### Exercise
What lines of the data hold the string "styled"? Pull each one out.

### Task material
• • • • •

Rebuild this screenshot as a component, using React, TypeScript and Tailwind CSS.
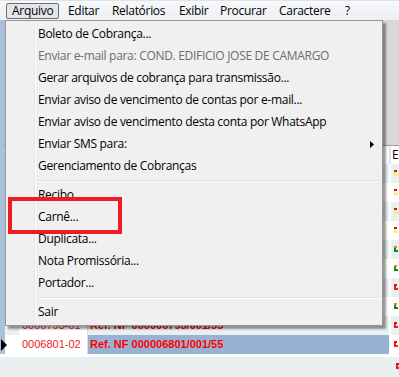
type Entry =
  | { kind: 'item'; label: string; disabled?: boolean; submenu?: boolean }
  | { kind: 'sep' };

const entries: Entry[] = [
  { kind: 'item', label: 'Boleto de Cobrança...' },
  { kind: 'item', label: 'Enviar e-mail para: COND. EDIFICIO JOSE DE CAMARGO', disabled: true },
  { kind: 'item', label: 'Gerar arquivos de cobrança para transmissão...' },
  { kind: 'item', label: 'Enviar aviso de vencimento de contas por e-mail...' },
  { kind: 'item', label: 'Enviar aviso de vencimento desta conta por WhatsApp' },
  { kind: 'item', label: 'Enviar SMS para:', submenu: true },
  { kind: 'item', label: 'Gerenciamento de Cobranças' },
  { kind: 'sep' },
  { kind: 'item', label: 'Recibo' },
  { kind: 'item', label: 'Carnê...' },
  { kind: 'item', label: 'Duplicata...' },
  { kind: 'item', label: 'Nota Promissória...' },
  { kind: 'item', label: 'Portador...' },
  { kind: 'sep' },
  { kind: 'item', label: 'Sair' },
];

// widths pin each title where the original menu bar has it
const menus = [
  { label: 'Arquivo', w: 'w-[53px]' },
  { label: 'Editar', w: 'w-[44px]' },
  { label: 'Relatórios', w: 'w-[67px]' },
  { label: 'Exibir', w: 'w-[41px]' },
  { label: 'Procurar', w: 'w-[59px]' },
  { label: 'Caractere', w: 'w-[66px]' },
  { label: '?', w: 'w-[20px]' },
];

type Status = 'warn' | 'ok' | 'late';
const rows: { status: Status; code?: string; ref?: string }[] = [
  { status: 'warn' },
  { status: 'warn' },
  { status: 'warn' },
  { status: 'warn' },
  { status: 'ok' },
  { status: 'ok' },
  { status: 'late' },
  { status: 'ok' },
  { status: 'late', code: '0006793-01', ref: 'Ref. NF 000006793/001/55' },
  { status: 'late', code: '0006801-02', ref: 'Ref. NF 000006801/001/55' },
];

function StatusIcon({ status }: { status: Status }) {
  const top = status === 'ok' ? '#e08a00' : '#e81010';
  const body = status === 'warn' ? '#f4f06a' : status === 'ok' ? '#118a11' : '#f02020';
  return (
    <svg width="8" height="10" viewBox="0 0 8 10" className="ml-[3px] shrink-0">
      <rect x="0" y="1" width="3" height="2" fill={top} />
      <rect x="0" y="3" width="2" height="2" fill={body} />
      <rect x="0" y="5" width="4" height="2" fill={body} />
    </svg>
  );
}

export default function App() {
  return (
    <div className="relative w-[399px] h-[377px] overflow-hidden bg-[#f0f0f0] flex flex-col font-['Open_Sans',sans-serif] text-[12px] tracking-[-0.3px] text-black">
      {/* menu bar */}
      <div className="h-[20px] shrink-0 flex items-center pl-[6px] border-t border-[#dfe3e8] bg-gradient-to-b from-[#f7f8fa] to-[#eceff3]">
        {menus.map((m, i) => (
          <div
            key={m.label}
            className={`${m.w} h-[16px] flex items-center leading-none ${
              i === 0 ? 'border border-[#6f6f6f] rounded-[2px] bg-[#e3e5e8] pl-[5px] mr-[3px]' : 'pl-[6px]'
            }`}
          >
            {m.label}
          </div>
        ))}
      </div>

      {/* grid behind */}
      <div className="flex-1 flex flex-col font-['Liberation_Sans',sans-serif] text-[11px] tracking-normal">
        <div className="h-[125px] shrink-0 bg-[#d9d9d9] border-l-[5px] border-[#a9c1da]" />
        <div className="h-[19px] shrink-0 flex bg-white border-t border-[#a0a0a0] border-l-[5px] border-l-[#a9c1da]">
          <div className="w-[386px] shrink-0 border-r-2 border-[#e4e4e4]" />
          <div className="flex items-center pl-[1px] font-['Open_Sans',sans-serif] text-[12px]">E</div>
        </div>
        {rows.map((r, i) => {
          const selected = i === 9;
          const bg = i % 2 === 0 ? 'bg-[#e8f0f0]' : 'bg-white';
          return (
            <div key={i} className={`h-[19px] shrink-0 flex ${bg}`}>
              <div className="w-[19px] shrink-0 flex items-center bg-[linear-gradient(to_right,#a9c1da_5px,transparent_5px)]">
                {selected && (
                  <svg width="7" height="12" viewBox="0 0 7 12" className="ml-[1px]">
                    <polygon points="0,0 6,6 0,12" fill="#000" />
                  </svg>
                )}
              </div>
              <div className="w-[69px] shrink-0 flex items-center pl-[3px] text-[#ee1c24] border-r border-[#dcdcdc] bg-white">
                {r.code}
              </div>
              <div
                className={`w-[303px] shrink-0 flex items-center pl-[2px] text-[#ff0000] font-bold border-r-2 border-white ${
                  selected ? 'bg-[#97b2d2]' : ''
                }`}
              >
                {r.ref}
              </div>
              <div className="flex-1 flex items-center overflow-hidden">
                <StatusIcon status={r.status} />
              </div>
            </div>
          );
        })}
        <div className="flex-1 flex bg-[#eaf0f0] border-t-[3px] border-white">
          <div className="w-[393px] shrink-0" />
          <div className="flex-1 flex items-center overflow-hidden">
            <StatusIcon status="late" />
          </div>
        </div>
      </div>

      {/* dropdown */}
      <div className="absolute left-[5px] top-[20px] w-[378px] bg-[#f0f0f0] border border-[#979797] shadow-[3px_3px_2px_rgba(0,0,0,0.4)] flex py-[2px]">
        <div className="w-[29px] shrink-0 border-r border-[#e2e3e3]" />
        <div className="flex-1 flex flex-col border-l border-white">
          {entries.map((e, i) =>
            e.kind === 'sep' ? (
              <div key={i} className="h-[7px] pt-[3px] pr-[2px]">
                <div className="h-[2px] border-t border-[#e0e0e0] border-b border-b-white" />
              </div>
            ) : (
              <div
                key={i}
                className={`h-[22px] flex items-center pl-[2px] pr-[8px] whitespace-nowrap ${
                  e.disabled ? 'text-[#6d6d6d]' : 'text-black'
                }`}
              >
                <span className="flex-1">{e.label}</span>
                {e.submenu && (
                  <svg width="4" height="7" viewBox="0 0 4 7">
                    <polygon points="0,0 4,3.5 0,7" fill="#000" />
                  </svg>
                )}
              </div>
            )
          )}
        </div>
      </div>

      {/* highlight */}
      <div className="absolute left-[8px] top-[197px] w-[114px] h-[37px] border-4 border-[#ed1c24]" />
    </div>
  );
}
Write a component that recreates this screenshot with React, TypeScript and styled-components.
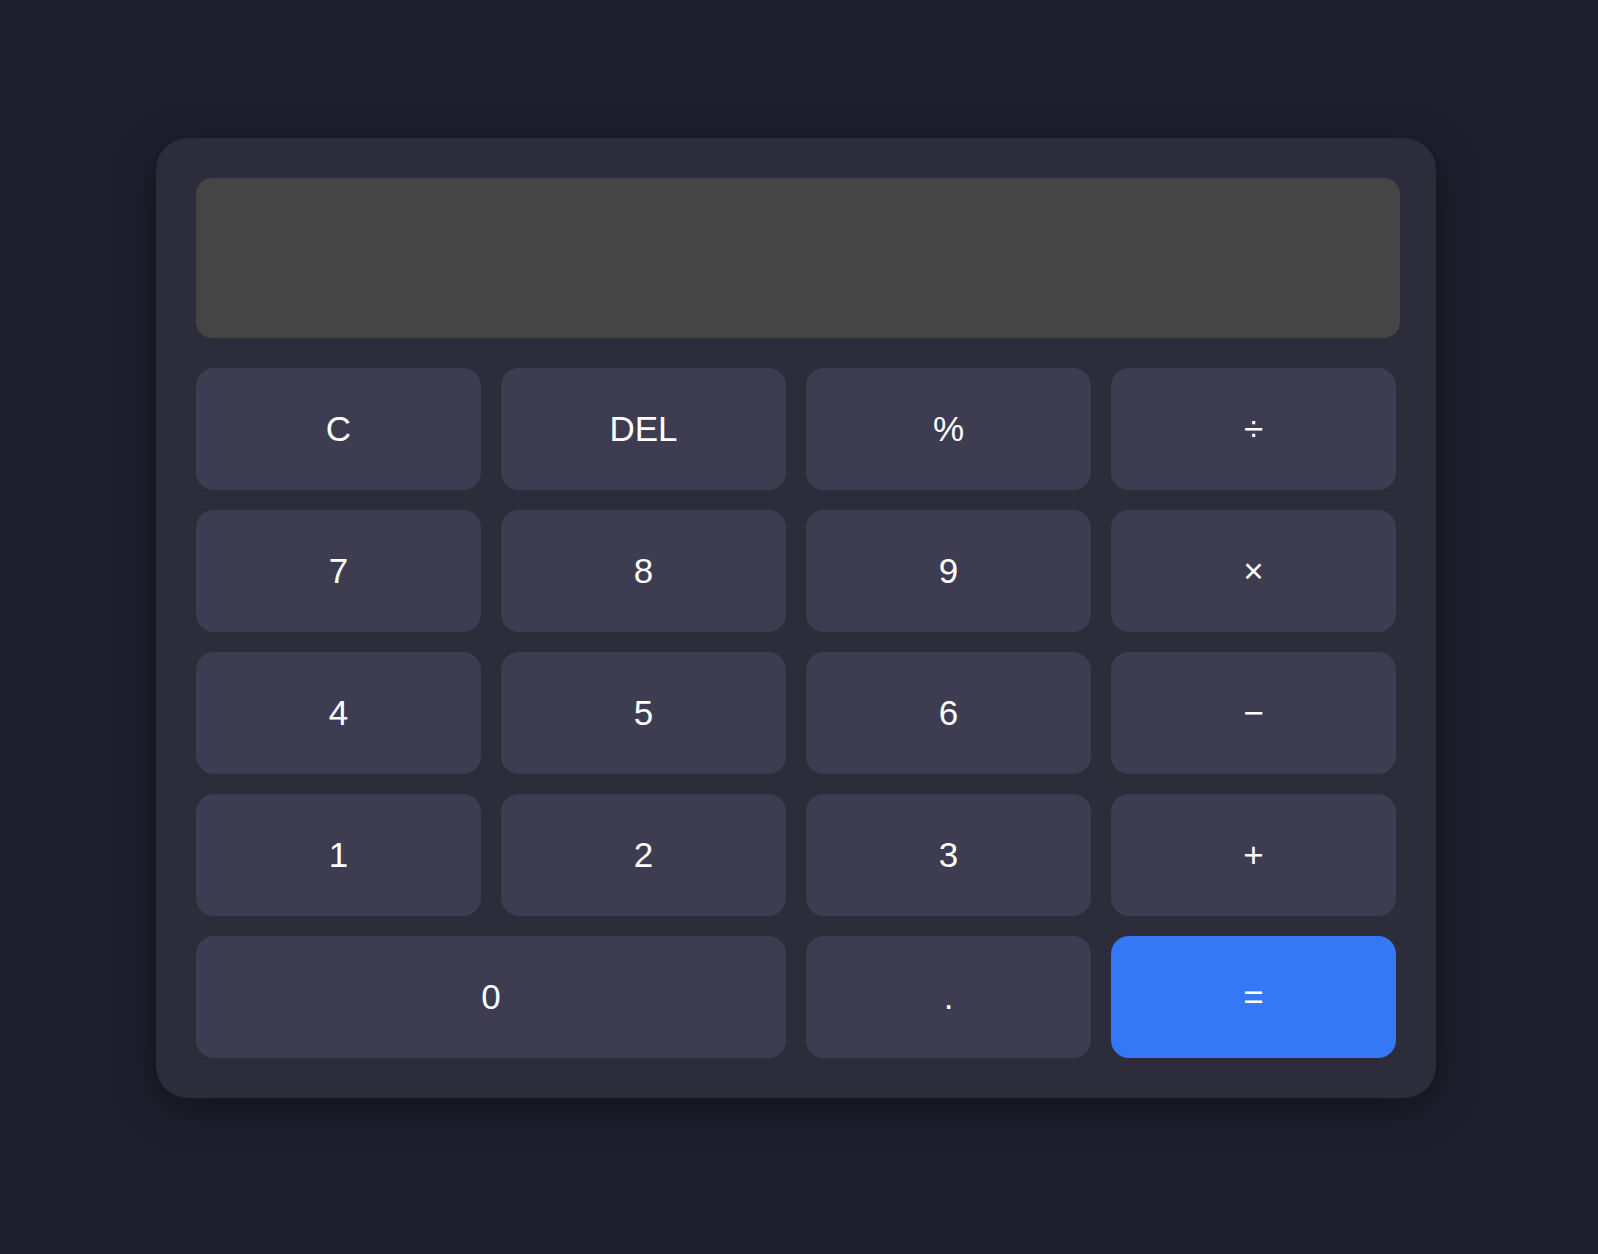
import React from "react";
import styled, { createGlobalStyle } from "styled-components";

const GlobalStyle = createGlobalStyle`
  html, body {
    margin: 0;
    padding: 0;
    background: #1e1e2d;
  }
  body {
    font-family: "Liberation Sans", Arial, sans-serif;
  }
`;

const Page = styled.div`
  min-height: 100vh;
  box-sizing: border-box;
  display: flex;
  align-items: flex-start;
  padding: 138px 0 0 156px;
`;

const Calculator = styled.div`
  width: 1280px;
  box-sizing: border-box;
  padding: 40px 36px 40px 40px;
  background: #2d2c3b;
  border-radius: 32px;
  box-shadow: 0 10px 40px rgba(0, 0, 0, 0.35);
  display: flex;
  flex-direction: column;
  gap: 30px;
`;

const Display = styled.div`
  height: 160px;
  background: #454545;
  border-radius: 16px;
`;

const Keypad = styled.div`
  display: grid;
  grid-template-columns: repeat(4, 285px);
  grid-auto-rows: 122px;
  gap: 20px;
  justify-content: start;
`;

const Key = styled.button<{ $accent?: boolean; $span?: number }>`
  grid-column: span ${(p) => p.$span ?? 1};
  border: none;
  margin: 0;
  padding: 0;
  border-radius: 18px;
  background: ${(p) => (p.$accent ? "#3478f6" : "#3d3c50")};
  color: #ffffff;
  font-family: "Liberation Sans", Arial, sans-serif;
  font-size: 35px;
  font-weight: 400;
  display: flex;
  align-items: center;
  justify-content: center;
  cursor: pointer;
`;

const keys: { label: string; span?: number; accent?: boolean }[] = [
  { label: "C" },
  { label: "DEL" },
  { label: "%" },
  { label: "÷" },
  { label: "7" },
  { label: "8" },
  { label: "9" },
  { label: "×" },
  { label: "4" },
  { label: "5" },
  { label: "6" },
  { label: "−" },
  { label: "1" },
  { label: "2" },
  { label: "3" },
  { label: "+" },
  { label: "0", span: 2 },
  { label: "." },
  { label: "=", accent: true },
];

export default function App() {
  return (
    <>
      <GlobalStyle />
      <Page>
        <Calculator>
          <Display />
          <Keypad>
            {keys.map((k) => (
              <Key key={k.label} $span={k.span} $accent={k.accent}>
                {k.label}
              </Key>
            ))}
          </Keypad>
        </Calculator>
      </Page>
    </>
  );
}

• • • • •

### Output of the task
Write a component that recreates this screenshot with React, TypeScript and styled-components.
import styled, { createGlobalStyle } from "styled-components";
const Page = styled.div`
const Calculator = styled.div`
const Display = styled.div`
const Keypad = styled.div`
const Key = styled.button<{ $accent?: boolean; $span?: number }>`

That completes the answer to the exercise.